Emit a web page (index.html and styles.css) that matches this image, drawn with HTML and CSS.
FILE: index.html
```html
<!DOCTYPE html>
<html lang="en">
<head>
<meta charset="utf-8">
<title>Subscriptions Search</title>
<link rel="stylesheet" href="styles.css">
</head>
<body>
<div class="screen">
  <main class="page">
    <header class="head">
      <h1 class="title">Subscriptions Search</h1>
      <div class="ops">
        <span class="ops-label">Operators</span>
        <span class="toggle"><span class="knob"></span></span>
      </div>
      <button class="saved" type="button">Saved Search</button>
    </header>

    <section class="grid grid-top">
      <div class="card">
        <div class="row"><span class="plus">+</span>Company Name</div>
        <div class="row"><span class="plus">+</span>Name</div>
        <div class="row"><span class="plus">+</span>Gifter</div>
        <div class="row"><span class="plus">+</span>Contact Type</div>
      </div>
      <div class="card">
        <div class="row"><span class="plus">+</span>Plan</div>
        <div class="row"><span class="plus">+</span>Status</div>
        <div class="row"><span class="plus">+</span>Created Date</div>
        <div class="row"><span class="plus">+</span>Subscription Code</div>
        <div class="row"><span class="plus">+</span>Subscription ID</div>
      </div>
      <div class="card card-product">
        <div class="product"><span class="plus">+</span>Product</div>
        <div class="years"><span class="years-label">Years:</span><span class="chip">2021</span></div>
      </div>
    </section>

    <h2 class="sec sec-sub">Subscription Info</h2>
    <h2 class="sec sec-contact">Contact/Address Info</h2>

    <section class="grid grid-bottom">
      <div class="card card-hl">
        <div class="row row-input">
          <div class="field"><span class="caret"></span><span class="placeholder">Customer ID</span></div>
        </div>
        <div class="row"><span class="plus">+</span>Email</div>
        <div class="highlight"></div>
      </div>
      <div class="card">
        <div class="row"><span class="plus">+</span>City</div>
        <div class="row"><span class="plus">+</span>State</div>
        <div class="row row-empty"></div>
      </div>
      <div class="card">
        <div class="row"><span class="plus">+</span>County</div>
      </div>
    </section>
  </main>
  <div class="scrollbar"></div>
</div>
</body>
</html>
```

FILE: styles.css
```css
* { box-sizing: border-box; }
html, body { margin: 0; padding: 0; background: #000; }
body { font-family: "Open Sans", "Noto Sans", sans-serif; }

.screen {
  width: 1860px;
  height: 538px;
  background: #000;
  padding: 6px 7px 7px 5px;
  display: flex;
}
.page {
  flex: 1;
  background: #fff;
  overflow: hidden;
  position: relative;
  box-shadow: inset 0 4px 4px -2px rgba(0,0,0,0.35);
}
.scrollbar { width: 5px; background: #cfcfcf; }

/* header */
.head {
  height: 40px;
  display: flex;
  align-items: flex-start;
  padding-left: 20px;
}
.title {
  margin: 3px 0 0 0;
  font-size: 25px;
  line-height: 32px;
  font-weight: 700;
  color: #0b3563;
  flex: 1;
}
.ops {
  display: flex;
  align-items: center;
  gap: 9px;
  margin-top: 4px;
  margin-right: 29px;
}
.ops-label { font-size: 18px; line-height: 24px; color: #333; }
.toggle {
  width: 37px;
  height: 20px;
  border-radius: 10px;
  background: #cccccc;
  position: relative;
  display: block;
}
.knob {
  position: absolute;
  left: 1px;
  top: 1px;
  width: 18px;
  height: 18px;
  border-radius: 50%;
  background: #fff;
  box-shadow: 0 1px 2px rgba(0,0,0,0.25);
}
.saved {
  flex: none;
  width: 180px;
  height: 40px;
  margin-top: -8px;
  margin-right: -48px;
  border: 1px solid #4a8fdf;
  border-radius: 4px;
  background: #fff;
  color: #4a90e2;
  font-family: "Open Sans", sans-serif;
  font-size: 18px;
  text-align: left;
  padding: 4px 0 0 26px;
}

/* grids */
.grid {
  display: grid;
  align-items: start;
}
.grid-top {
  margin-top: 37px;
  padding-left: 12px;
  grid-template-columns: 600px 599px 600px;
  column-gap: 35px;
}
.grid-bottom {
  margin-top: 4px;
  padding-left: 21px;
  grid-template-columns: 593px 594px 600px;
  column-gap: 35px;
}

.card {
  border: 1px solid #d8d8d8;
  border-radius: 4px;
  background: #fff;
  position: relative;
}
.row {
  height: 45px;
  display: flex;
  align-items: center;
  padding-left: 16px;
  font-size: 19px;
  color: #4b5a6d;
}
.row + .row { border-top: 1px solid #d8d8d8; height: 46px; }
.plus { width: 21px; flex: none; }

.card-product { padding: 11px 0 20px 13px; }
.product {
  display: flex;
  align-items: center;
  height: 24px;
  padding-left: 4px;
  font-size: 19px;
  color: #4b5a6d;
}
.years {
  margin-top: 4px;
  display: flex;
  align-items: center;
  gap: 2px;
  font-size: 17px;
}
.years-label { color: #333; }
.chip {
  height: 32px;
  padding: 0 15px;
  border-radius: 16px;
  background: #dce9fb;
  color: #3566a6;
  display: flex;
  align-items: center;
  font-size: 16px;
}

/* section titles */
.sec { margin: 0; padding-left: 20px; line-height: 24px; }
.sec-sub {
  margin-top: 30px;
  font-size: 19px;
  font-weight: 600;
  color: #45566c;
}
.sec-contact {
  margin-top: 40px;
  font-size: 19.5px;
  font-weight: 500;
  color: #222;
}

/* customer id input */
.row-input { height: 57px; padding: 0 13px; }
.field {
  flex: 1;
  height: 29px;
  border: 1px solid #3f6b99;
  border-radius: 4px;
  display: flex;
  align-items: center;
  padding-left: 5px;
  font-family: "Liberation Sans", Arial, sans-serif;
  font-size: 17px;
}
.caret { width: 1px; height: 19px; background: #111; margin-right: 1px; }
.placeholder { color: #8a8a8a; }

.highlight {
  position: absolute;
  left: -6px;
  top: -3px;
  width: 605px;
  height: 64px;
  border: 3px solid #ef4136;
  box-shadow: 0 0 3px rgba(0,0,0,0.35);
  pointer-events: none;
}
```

- _Written exercise_:
Retype the whole listing, matching it exactly.

- _Complete output_:
Emit a web page (index.html and styles.css) that matches this image, drawn with HTML and CSS.
FILE: index.html
```html
<!DOCTYPE html>
<html lang="en">
<head>
<meta charset="utf-8">
<title>Subscriptions Search</title>
<link rel="stylesheet" href="styles.css">
</head>
<body>
<div class="screen">
  <main class="page">
    <header class="head">
      <h1 class="title">Subscriptions Search</h1>
      <div class="ops">
        <span class="ops-label">Operators</span>
        <span class="toggle"><span class="knob"></span></span>
      </div>
      <button class="saved" type="button">Saved Search</button>
    </header>

    <section class="grid grid-top">
      <div class="card">
        <div class="row"><span class="plus">+</span>Company Name</div>
        <div class="row"><span class="plus">+</span>Name</div>
        <div class="row"><span class="plus">+</span>Gifter</div>
        <div class="row"><span class="plus">+</span>Contact Type</div>
      </div>
      <div class="card">
        <div class="row"><span class="plus">+</span>Plan</div>
        <div class="row"><span class="plus">+</span>Status</div>
        <div class="row"><span class="plus">+</span>Created Date</div>
        <div class="row"><span class="plus">+</span>Subscription Code</div>
        <div class="row"><span class="plus">+</span>Subscription ID</div>
      </div>
      <div class="card card-product">
        <div class="product"><span class="plus">+</span>Product</div>
        <div class="years"><span class="years-label">Years:</span><span class="chip">2021</span></div>
      </div>
    </section>

    <h2 class="sec sec-sub">Subscription Info</h2>
    <h2 class="sec sec-contact">Contact/Address Info</h2>

    <section class="grid grid-bottom">
      <div class="card card-hl">
        <div class="row row-input">
          <div class="field"><span class="caret"></span><span class="placeholder">Customer ID</span></div>
        </div>
        <div class="row"><span class="plus">+</span>Email</div>
        <div class="highlight"></div>
      </div>
      <div class="card">
        <div class="row"><span class="plus">+</span>City</div>
        <div class="row"><span class="plus">+</span>State</div>
        <div class="row row-empty"></div>
      </div>
      <div class="card">
        <div class="row"><span class="plus">+</span>County</div>
      </div>
    </section>
  </main>
  <div class="scrollbar"></div>
</div>
</body>
</html>
```

FILE: styles.css
```css
* { box-sizing: border-box; }
html, body { margin: 0; padding: 0; background: #000; }
body { font-family: "Open Sans", "Noto Sans", sans-serif; }

.screen {
  width: 1860px;
  height: 538px;
  background: #000;
  padding: 6px 7px 7px 5px;
  display: flex;
}
.page {
  flex: 1;
  background: #fff;
  overflow: hidden;
  position: relative;
  box-shadow: inset 0 4px 4px -2px rgba(0,0,0,0.35);
}
.scrollbar { width: 5px; background: #cfcfcf; }

/* header */
.head {
  height: 40px;
  display: flex;
  align-items: flex-start;
  padding-left: 20px;
}
.title {
  margin: 3px 0 0 0;
  font-size: 25px;
  line-height: 32px;
  font-weight: 700;
  color: #0b3563;
  flex: 1;
}
.ops {
  display: flex;
  align-items: center;
  gap: 9px;
  margin-top: 4px;
  margin-right: 29px;
}
.ops-label { font-size: 18px; line-height: 24px; color: #333; }
.toggle {
  width: 37px;
  height: 20px;
  border-radius: 10px;
  background: #cccccc;
  position: relative;
  display: block;
}
.knob {
  position: absolute;
  left: 1px;
  top: 1px;
  width: 18px;
  height: 18px;
  border-radius: 50%;
  background: #fff;
  box-shadow: 0 1px 2px rgba(0,0,0,0.25);
}
.saved {
  flex: none;
  width: 180px;
  height: 40px;
  margin-top: -8px;
  margin-right: -48px;
  border: 1px solid #4a8fdf;
  border-radius: 4px;
  background: #fff;
  color: #4a90e2;
  font-family: "Open Sans", sans-serif;
  font-size: 18px;
  text-align: left;
  padding: 4px 0 0 26px;
}

/* grids */
.grid {
  display: grid;
  align-items: start;
}
.grid-top {
  margin-top: 37px;
  padding-left: 12px;
  grid-template-columns: 600px 599px 600px;
  column-gap: 35px;
}
.grid-bottom {
  margin-top: 4px;
  padding-left: 21px;
  grid-template-columns: 593px 594px 600px;
  column-gap: 35px;
}

.card {
  border: 1px solid #d8d8d8;
  border-radius: 4px;
  background: #fff;
  position: relative;
}
.row {
  height: 45px;
  display: flex;
  align-items: center;
  padding-left: 16px;
  font-size: 19px;
  color: #4b5a6d;
}
.row + .row { border-top: 1px solid #d8d8d8; height: 46px; }
.plus { width: 21px; flex: none; }

.card-product { padding: 11px 0 20px 13px; }
.product {
  display: flex;
  align-items: center;
  height: 24px;
  padding-left: 4px;
  font-size: 19px;
  color: #4b5a6d;
}
.years {
  margin-top: 4px;
  display: flex;
  align-items: center;
  gap: 2px;
  font-size: 17px;
}
.years-label { color: #333; }
.chip {
  height: 32px;
  padding: 0 15px;
  border-radius: 16px;
  background: #dce9fb;
  color: #3566a6;
  display: flex;
  align-items: center;
  font-size: 16px;
}

/* section titles */
.sec { margin: 0; padding-left: 20px; line-height: 24px; }
.sec-sub {
  margin-top: 30px;
  font-size: 19px;
  font-weight: 600;
  color: #45566c;
}
.sec-contact {
  margin-top: 40px;
  font-size: 19.5px;
  font-weight: 500;
  color: #222;
}

/* customer id input */
.row-input { height: 57px; padding: 0 13px; }
.field {
  flex: 1;
  height: 29px;
  border: 1px solid #3f6b99;
  border-radius: 4px;
  display: flex;
  align-items: center;
  padding-left: 5px;
  font-family: "Liberation Sans", Arial, sans-serif;
  font-size: 17px;
}
.caret { width: 1px; height: 19px; background: #111; margin-right: 1px; }
.placeholder { color: #8a8a8a; }

.highlight {
  position: absolute;
  left: -6px;
  top: -3px;
  width: 605px;
  height: 64px;
  border: 3px solid #ef4136;
  box-shadow: 0 0 3px rgba(0,0,0,0.35);
  pointer-events: none;
}
```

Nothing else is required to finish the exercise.